### To do
From the listing below, pull each line that includes "screenshot".

— start Provided records —

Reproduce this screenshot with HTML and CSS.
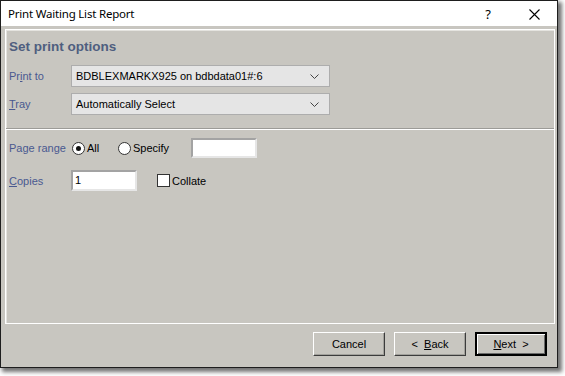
FILE: index.html
```html
<!DOCTYPE html>
<html>
<head>
<meta charset="utf-8">
<link rel="stylesheet" href="styles.css">
</head>
<body>
<div class="window">
  <div class="titlebar">
    <span class="title">Print Waiting List Report</span>
    <span class="tb-btn help">?</span>
    <span class="tb-btn close">
      <svg width="11" height="11" viewBox="0 0 11 11"><path d="M0.5 0.5 L10.5 10.5 M10.5 0.5 L0.5 10.5" stroke="#000" stroke-width="1.1" fill="none"/></svg>
    </span>
  </div>
  <div class="client">
    <div class="panel">
      <div class="section top">
        <div class="heading">Set print options</div>
        <div class="row combo-row">
          <span class="label">Pr<u>i</u>nt to</span>
          <div class="combo"><span>BDBLEXMARKX925 on bdbdata01#:6</span><svg class="chev" width="9" height="5" viewBox="0 0 9 5"><path d="M0.5 0.5 L4.5 4.5 L8.5 0.5" stroke="#444" fill="none"/></svg></div>
        </div>
        <div class="row combo-row second">
          <span class="label"><u>T</u>ray</span>
          <div class="combo"><span>Automatically Select</span><svg class="chev" width="9" height="5" viewBox="0 0 9 5"><path d="M0.5 0.5 L4.5 4.5 L8.5 0.5" stroke="#444" fill="none"/></svg></div>
        </div>
      </div>
      <div class="section bottom">
        <div class="row range-row">
          <span class="label">Page range</span>
          <span class="radio checked"></span><span class="opt all">All</span>
          <span class="radio"></span><span class="opt specify">Specify</span>
          <span class="input short"></span>
        </div>
        <div class="row copies-row">
          <span class="label"><u>C</u>opies</span>
          <span class="input">1</span>
          <span class="check"></span><span class="opt">Collate</span>
        </div>
      </div>
    </div>
    <div class="footer">
      <span class="btn">Cancel</span>
      <span class="btn">&lt;&nbsp;&nbsp;<u>B</u>ack</span>
      <span class="btn default"><u>N</u>ext&nbsp;&nbsp;&gt;</span>
    </div>
  </div>
</div>
</body>
</html>
```
FILE: styles.css
```css
html, body {
  margin: 0;
  padding: 0;
  background: #ffffff;
}
body {
  width: 565px;
  height: 376px;
  overflow: hidden;
  font-family: "Liberation Sans", Arial, sans-serif;
  font-size: 11px;
  color: #000;
}
.window {
  width: 556px;
  height: 366px;
  border: 1px solid #1e1e1e;
  display: flex;
  flex-direction: column;
  box-shadow: 3px 3px 4px 1px rgba(0, 0, 0, 0.55);
  background: #c8c6c0;
}
.titlebar {
  height: 25px;
  background: #fff;
  display: flex;
  align-items: center;
  padding-left: 7px;
}
.title {
  flex: 1;
  font-family: "Noto Sans", sans-serif;
  font-size: 11.5px;
  letter-spacing: -0.2px;
}
.tb-btn {
  width: 46px;
  height: 25px;
  display: flex;
  align-items: center;
  justify-content: center;
  font-family: "Noto Sans", sans-serif;
  font-size: 13px;
}
.close { padding-top: 1px; }
.client {
  flex: 1;
  display: flex;
  flex-direction: column;
  padding: 3px 2px 0 4px;
}
.panel {
  height: 293px;
  border: 1px solid #ffffff;
  box-shadow: inset 1px 1px 0 #e4e3df;
  display: flex;
  flex-direction: column;
}
.section.top {
  height: 98px;
  padding-left: 3px;
  border-bottom: 1px solid #9c9b97;
}
.section.bottom {
  flex: 1;
  border-top: 1px solid #ffffff;
  padding-left: 3px;
}
.heading {
  margin-top: 9px;
  height: 16px;
  line-height: 16px;
  font-weight: bold;
  font-size: 13.5px;
  color: #4f5e7f;
}
.row {
  display: flex;
  align-items: center;
}
.label {
  width: 62px;
  flex: none;
  color: #4a5990;
}
.combo-row { margin-top: 10px; }
.combo-row.second { margin-top: 6px; }
.combo {
  width: 243px;
  height: 20px;
  background: #e5e5e5;
  border: 1px solid #adadad;
  display: flex;
  align-items: center;
  justify-content: space-between;
  padding: 0 10px 0 4px;
  box-sizing: content-box;
}
.combo span { flex: 1; }
.chev { flex: none; }
.range-row {
  margin-top: 8px;
  height: 20px;
}
.radio {
  width: 11px;
  height: 11px;
  border-radius: 50%;
  border: 1px solid #333;
  background: #fff;
  position: relative;
  flex: none;
  margin-left: 1px;
}
.radio.checked::after {
  content: "";
  position: absolute;
  left: 3px;
  top: 3px;
  width: 5px;
  height: 5px;
  border-radius: 50%;
  background: #111;
}
.opt { margin-left: 2px; }
.opt.all { width: 30px; }
.opt.specify { width: 58px; }
.input {
  width: 60px;
  height: 17px;
  background: #fff;
  border: 2px solid;
  border-color: #a3a3a3 #e6e6e6 #e6e6e6 #a3a3a3;
  box-sizing: content-box;
  padding-left: 2px;
  line-height: 17px;
  flex: none;
}
.input.short {
  height: 16px;
}
.copies-row {
  margin-top: 12px;
  height: 21px;
}
.check {
  width: 11px;
  height: 11px;
  border: 1px solid #333;
  background: #fff;
  margin-left: 20px;
  flex: none;
}
.footer {
  flex: 1;
  display: flex;
  justify-content: flex-end;
  align-items: flex-start;
  padding-top: 8px;
  padding-right: 8px;
  gap: 9px;
}
.btn {
  width: 72px;
  height: 24px;
  box-sizing: border-box;
  display: flex;
  align-items: center;
  justify-content: center;
  border-top: 1px solid #fff;
  border-left: 1px solid #fff;
  border-right: 1px solid #3c3c3c;
  border-bottom: 1px solid #3c3c3c;
  box-shadow: inset -1px -1px 0 #a2a19c;
}
.btn.default {
  border: 2px solid #000;
  box-shadow: inset 1px 1px 0 #fff, inset -1px -1px 0 #6a6a6a;
}
```
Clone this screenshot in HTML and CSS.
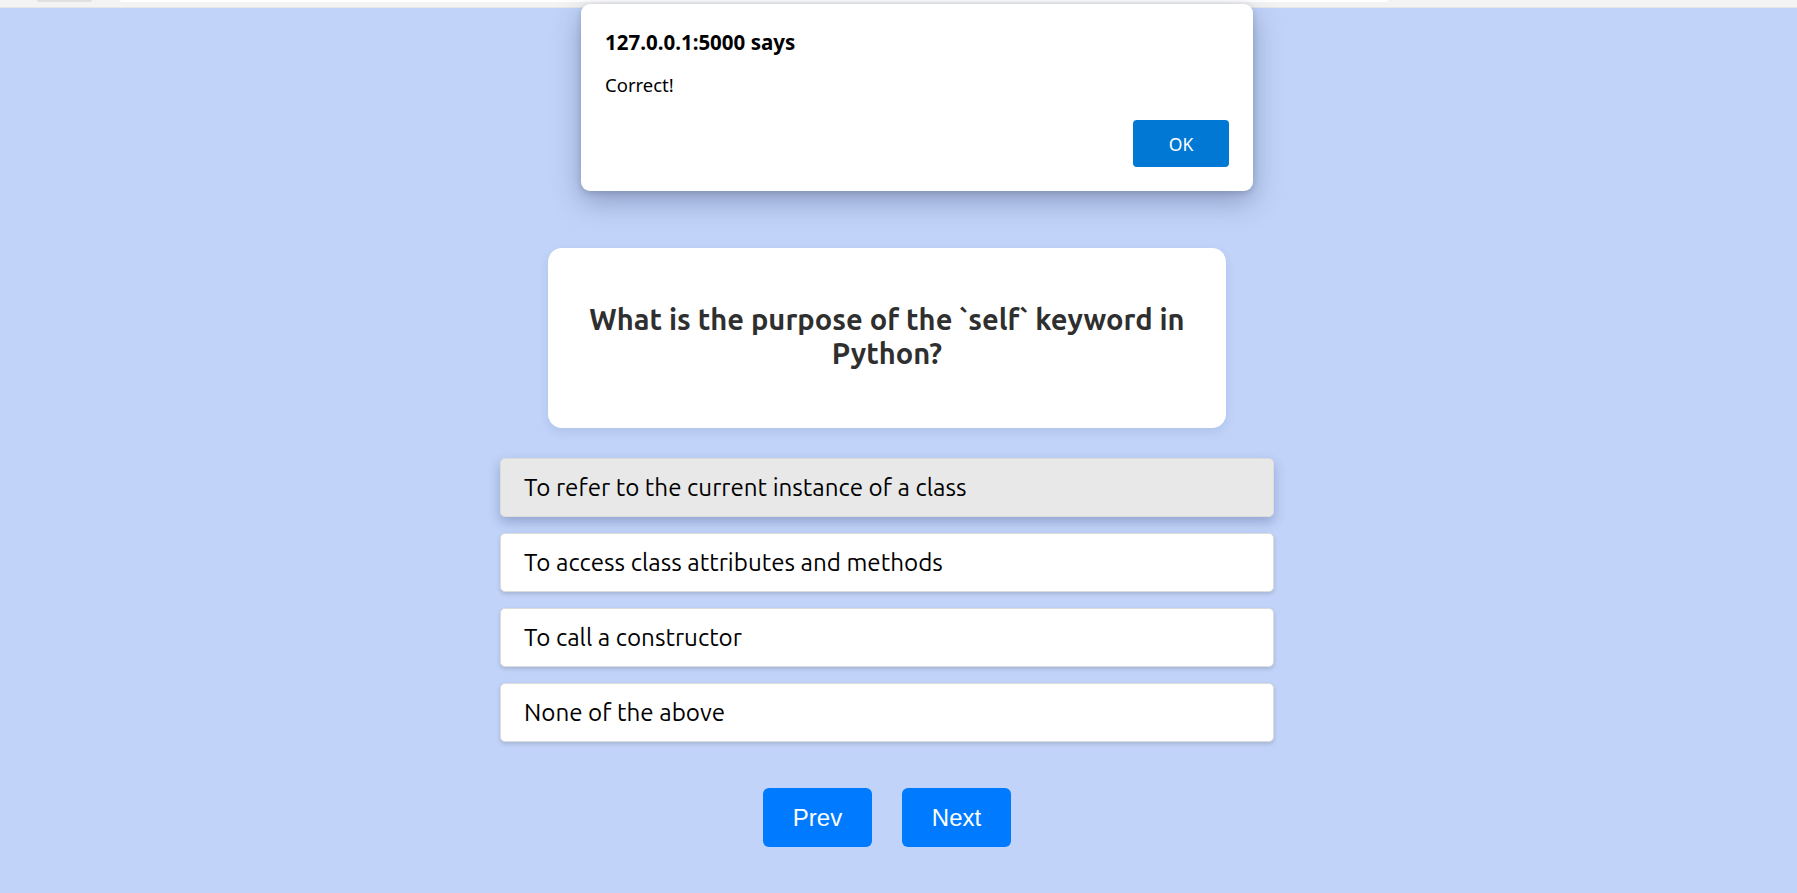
FILE: index.html
```html
<!DOCTYPE html>
<html lang="en">
<head>
<meta charset="utf-8">
<title>Quiz</title>
<link rel="stylesheet" href="styles.css">
</head>
<body>
<div class="chrome-strip">
  <div class="chrome-tab"></div>
  <div class="chrome-bar"></div>
</div>

<main class="quiz">
  <section class="question-card">
    <h2 class="question">What is the purpose of the `self` keyword in Python?</h2>
  </section>

  <ul class="options">
    <li class="option option-active">To refer to the current instance of a class</li>
    <li class="option">To access class attributes and methods</li>
    <li class="option">To call a constructor</li>
    <li class="option">None of the above</li>
  </ul>

  <div class="nav">
    <button class="nav-btn">Prev</button>
    <button class="nav-btn">Next</button>
  </div>
</main>

<div class="alert" role="dialog">
  <div class="alert-title">127.0.0.1:5000 says</div>
  <div class="alert-msg">Correct!</div>
  <div class="alert-actions">
    <button class="alert-ok">OK</button>
  </div>
</div>
</body>
</html>
```

FILE: styles.css
```css
html, body {
  margin: 0;
  padding: 0;
}

body {
  background: #c1d3f8;
  font-family: "Ubuntu", "Lato", "Open Sans", sans-serif;
  min-height: 893px;
  overflow: hidden;
}

.chrome-strip {
  height: 7px;
  background: #f3f3f3;
  border-bottom: 1px solid #e6e6e6;
  position: relative;
  display: flex;
  align-items: flex-start;
}

.chrome-tab {
  margin-left: 37px;
  width: 55px;
  height: 2px;
  background: #e0e0e0;
  border-radius: 0 0 3px 3px;
}

.chrome-bar {
  margin-left: 28px;
  width: 1268px;
  height: 2px;
  background: #ffffff;
  border-radius: 0 0 8px 8px;
}

.quiz {
  display: flex;
  flex-direction: column;
  align-items: center;
  padding-top: 240px;
  padding-right: 23px;
}

.question-card {
  width: 678px;
  box-sizing: border-box;
  height: 180px;
  padding: 0 40px 5px;
  background: #ffffff;
  border-radius: 14px;
  box-shadow: 0 4px 10px rgba(60, 80, 140, 0.12);
  display: flex;
  align-items: center;
  justify-content: center;
}

.question {
  margin: 0;
  font-size: 29.1px;
  line-height: 34px;
  font-weight: 700;
  color: #2f2f2f;
  text-align: center;
}

.options {
  list-style: none;
  margin: 30px 0 0;
  padding: 0;
  width: 774px;
  display: flex;
  flex-direction: column;
  gap: 16px;
}

.option {
  box-sizing: border-box;
  height: 59px;
  padding: 0 23px 1px;
  display: flex;
  align-items: center;
  background: #ffffff;
  border: 1px solid #dcdcdc;
  border-radius: 5px;
  font-size: 24.2px;
  color: #000000;
  box-shadow: 0 2px 4px rgba(0, 0, 0, 0.15);
}

.option-active {
  background: #e8e8e8;
  box-shadow: 0 5px 12px rgba(40, 60, 120, 0.3);
}

.nav {
  margin-top: 46px;
  display: flex;
  gap: 30px;
}

.nav-btn {
  width: 109px;
  height: 59px;
  border: none;
  border-radius: 6px;
  background: #007bff;
  color: #ffffff;
  font-family: "Liberation Sans", Arial, sans-serif;
  font-size: 24px;
  cursor: pointer;
}

.alert {
  position: absolute;
  left: 581px;
  top: 4px;
  width: 672px;
  height: 187px;
  box-sizing: border-box;
  padding: 24px 24px 24px 24px;
  background: #ffffff;
  border-radius: 9px;
  box-shadow: 0 10px 28px rgba(40, 55, 100, 0.35), 0 2px 6px rgba(0, 0, 0, 0.15);
  font-family: "Noto Sans", "Open Sans", sans-serif;
  color: #000000;
  display: flex;
  flex-direction: column;
}

.alert-title {
  font-size: 20.5px;
  font-weight: 700;
  line-height: 28px;
}

.alert-msg {
  margin-top: 16px;
  font-size: 18.5px;
  line-height: 26px;
}

.alert-actions {
  margin-top: auto;
  display: flex;
  justify-content: flex-end;
}

.alert-ok {
  width: 96px;
  height: 47px;
  border: none;
  border-radius: 4px;
  background: #0078d4;
  color: #ffffff;
  font-family: "Noto Sans", "Open Sans", sans-serif;
  font-size: 17.5px;
}
```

— end Provided records —

### The completed task
Reproduce this screenshot with HTML and CSS.
Clone this screenshot in HTML and CSS.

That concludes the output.